▸ **Data shown**:
────
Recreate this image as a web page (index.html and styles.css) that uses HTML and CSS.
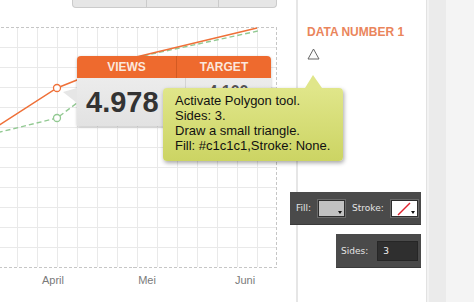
FILE: index.html
```html
<!DOCTYPE html>
<html lang="de">
<head>
  <meta charset="UTF-8">
  <title>Polygon Tutorial</title>
  <link rel="stylesheet" href="styles.css">
</head>
<body>

  <div class="screen">
    <!-- Grafik -->
    <div class="main">
      <div class="toolbar">
        <span class="tb-cell wide"></span>
        <span class="tb-cell mid"></span>
        <span class="tb-cell"></span>
      </div>
      <svg class="chart" width="296" height="294" viewBox="0 8 296 294">
        <g class="grid">
          <line x1="17" y1="27" x2="17" y2="267"/>
          <line x1="37" y1="27" x2="37" y2="267"/>
          <line x1="57" y1="27" x2="57" y2="267"/>
          <line x1="77" y1="27" x2="77" y2="267"/>
          <line x1="97" y1="27" x2="97" y2="267"/>
          <line x1="117" y1="27" x2="117" y2="267"/>
          <line x1="137" y1="27" x2="137" y2="267"/>
          <line x1="157" y1="27" x2="157" y2="267"/>
          <line x1="177" y1="27" x2="177" y2="267"/>
          <line x1="197" y1="27" x2="197" y2="267"/>
          <line x1="217" y1="27" x2="217" y2="267"/>
          <line x1="237" y1="27" x2="237" y2="267"/>
          <line x1="257" y1="27" x2="257" y2="267"/>
          <line x1="0" y1="47" x2="277" y2="47"/>
          <line x1="0" y1="67" x2="277" y2="67"/>
          <line x1="0" y1="87" x2="277" y2="87"/>
          <line x1="0" y1="107" x2="277" y2="107"/>
          <line x1="0" y1="127" x2="277" y2="127"/>
          <line x1="0" y1="147" x2="277" y2="147"/>
          <line x1="0" y1="167" x2="277" y2="167"/>
          <line x1="0" y1="187" x2="277" y2="187"/>
          <line x1="0" y1="207" x2="277" y2="207"/>
          <line x1="0" y1="227" x2="277" y2="227"/>
          <line x1="0" y1="247" x2="277" y2="247"/>
        </g>
        <rect class="frame" x="-4" y="27.5" width="280.5" height="239.5"/>
        <polyline class="line-target" points="-10,134.5 57,118 138,57 258,31"/>
        <polyline class="line-views" points="-10,131 57,88 132,58 257,28"/>
        <circle class="dot-target" cx="57" cy="118" r="3.5"/>
        <circle class="dot-views" cx="57" cy="88" r="3.5"/>
        <text class="month" x="53" y="284">April</text>
        <text class="month" x="147" y="284">Mei</text>
        <text class="month" x="245" y="284">Juni</text>
      </svg>
    </div>

    <!-- Panel rechts -->
    <div class="panel">
      <h4 class="data-title">DATA NUMBER 1</h4>
      <svg class="tri-icon" width="13" height="12" viewBox="0 0 13 12">
        <polygon points="6.5,1 12,11 1,11"/>
      </svg>

      <div class="tool-bar fill-bar">
        <span class="tool-label">Fill:</span>
        <span class="swatch swatch-fill"><i class="drop"></i></span>
        <span class="tool-label">Stroke:</span>
        <span class="swatch swatch-stroke">
          <svg width="25" height="15" viewBox="0 0 25 15"><line x1="6" y1="14" x2="18" y2="2"/></svg>
          <i class="drop"></i>
        </span>
      </div>

      <div class="tool-bar sides-bar">
        <span class="tool-label">Sides:</span>
        <span class="sides-input">3</span>
      </div>
    </div>

    <div class="strip"></div>
    <div class="backdrop"></div>

    <!-- Werte-Popup -->
    <div class="stat-popup">
      <div class="stat-head">
        <span class="stat-col">VIEWS</span>
        <span class="stat-col">TARGET</span>
      </div>
      <div class="stat-body">
        <span class="stat-col big">4.978</span>
        <span class="stat-col small">4.100</span>
      </div>
    </div>

    <!-- Hinweis -->
    <div class="hint">
      Activate Polygon tool.<br>
      Sides: 3.<br>
      Draw a small triangle.<br>
      Fill: #c1c1c1,Stroke: None.
    </div>
  </div>

</body>
</html>
```

FILE: styles.css
```css
body {
  margin: 0;
  font-family: "Liberation Sans", Arial, sans-serif;
  background: #fff;
}

.screen {
  position: relative;
  display: flex;
  width: 474px;
  height: 302px;
  overflow: hidden;
}

/* Grafik */
.main {
  width: 296px;
  flex-shrink: 0;
  border-right: 2px solid #e6e6e6;
}

.toolbar {
  display: flex;
  width: 203px;
  height: 7px;
  margin-left: 72px;
  background: #e6e6e6;
  border: 1px solid #cbcbcb;
  border-top: 0;
  border-radius: 0 0 4px 4px;
}

.tb-cell {
  flex: 1;
}

.tb-cell.wide {
  flex: 0 0 73px;
  border-right: 1px solid #cbcbcb;
}

.tb-cell.mid {
  flex: 0 0 71px;
  border-right: 1px solid #cbcbcb;
}

.chart {
  display: block;
}

.grid line {
  stroke: #e9e9e9;
  stroke-width: 1;
  shape-rendering: crispEdges;
}

.frame {
  fill: none;
  stroke: #c6c6c6;
  stroke-width: 1;
  stroke-dasharray: 3 2;
  shape-rendering: crispEdges;
}

.line-views {
  fill: none;
  stroke: #ef7038;
  stroke-width: 1.4;
}

.line-target {
  fill: none;
  stroke: #92c992;
  stroke-width: 1.4;
  stroke-dasharray: 5 3;
}

.dot-views {
  fill: #fff;
  stroke: #ef7038;
  stroke-width: 1.3;
}

.dot-target {
  fill: #fff;
  stroke: #92c992;
  stroke-width: 1.3;
}

.month {
  font-size: 11px;
  fill: #7a7a7a;
  text-anchor: middle;
}

/* Panel */
.panel {
  width: 123px;
  flex-shrink: 0;
  display: flex;
  flex-direction: column;
  padding: 25px 5px 0 0;
}

.data-title {
  margin: 0 0 9px 9px;
  font-size: 12px;
  line-height: 14px;
  font-weight: bold;
  color: #ea855c;
}

.tri-icon {
  display: block;
  margin-left: 9px;
}

.tri-icon polygon {
  fill: #fbfbfb;
  stroke: #666;
  stroke-width: 1;
}

.tool-bar {
  display: flex;
  align-items: center;
  align-self: flex-end;
  gap: 7px;
  background: #4a4a4a;
  box-shadow: 0 1px 0 #3a3a3a;
  font-family: "DejaVu Sans", Verdana, sans-serif;
  font-size: 9px;
  color: #e4e4e4;
}

.fill-bar {
  width: 125px;
  height: 32px;
  margin-top: 132px;
  margin-right: -8px;
  padding-left: 6px;
  position: relative;
  left: -8px;
}

.sides-bar {
  width: 80px;
  height: 33px;
  margin-top: 10px;
  padding-left: 5px;
  gap: 9px;
}

.swatch {
  position: relative;
  width: 25px;
  height: 15px;
  border: 1px solid #2e2e2e;
  outline: 1px solid #6a6a6a;
}

.swatch-fill {
  background: #c1c1c1;
}

.swatch-stroke {
  background: #fff;
}

.swatch-stroke svg {
  display: block;
}

.swatch-stroke line {
  stroke: #e0222e;
  stroke-width: 1.5;
}

.drop {
  position: absolute;
  right: 2px;
  bottom: 2px;
  border-left: 2.5px solid transparent;
  border-right: 2.5px solid transparent;
  border-top: 3px solid #111;
}

.sides-input {
  width: 34px;
  height: 18px;
  line-height: 18px;
  padding-left: 5px;
  background: #2f2f2f;
  border: 1px solid #262626;
  color: #f2f2f2;
}

.strip {
  width: 19px;
  flex-shrink: 0;
  background: #ebebeb;
  border-left: 1px solid #e2e2e2;
  box-shadow: inset 2px 0 0 #f3f3f3;
}

.backdrop {
  flex: 1;
  background: #f4f4f4;
}

/* Werte-Popup */
.stat-popup {
  position: absolute;
  left: 77px;
  top: 56px;
  width: 194px;
  border-radius: 4px 4px 2px 2px;
  box-shadow: 0 1px 3px rgba(0, 0, 0, 0.25);
}

.stat-popup::before {
  content: "";
  position: absolute;
  left: -14px;
  top: 32px;
  border-top: 4px solid transparent;
  border-bottom: 11px solid transparent;
  border-right: 14px solid #e6e6e6;
}

.stat-head {
  display: flex;
  height: 22px;
  background: #ee6a2e;
  border-radius: 4px 4px 0 0;
}

.stat-head .stat-col {
  color: #fbe7dc;
  font-size: 12px;
  font-weight: bold;
  line-height: 22px;
  text-align: center;
}

.stat-col {
  flex: 0 0 99px;
}

.stat-col + .stat-col {
  flex: 1;
  border-left: 1px solid #d35a22;
}

.stat-body {
  display: flex;
  height: 48px;
  background: linear-gradient(#ececec, #e2e2e2);
}

.stat-body .stat-col + .stat-col {
  border-left-color: #d4d4d4;
}

.big {
  padding-left: 9px;
  font-size: 29px;
  font-weight: bold;
  line-height: 48px;
  color: #333;
}

.small {
  padding-top: 5px;
  text-align: center;
  font-size: 16px;
  font-weight: bold;
  color: #555;
}

/* Hinweis */
.hint {
  position: absolute;
  left: 163px;
  top: 88px;
  width: 168px;
  height: 68px;
  padding: 5px 0 0 12px;
  background: linear-gradient(#e0e68a, #ccd463);
  border-radius: 4px;
  box-shadow: 1px 2px 4px rgba(0, 0, 0, 0.35);
  font-size: 13px;
  line-height: 15px;
  color: #111;
}

.hint::before {
  content: "";
  position: absolute;
  left: 142px;
  top: -13px;
  border-left: 8px solid transparent;
  border-right: 9px solid transparent;
  border-bottom: 13px solid #e0e68a;
}
```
────
▸ **Exercise task**: Select every line where the word "index" occurs.

▸ **Problem solution**:
Recreate this image as a web page (index.html and styles.css) that uses HTML and CSS.
FILE: index.html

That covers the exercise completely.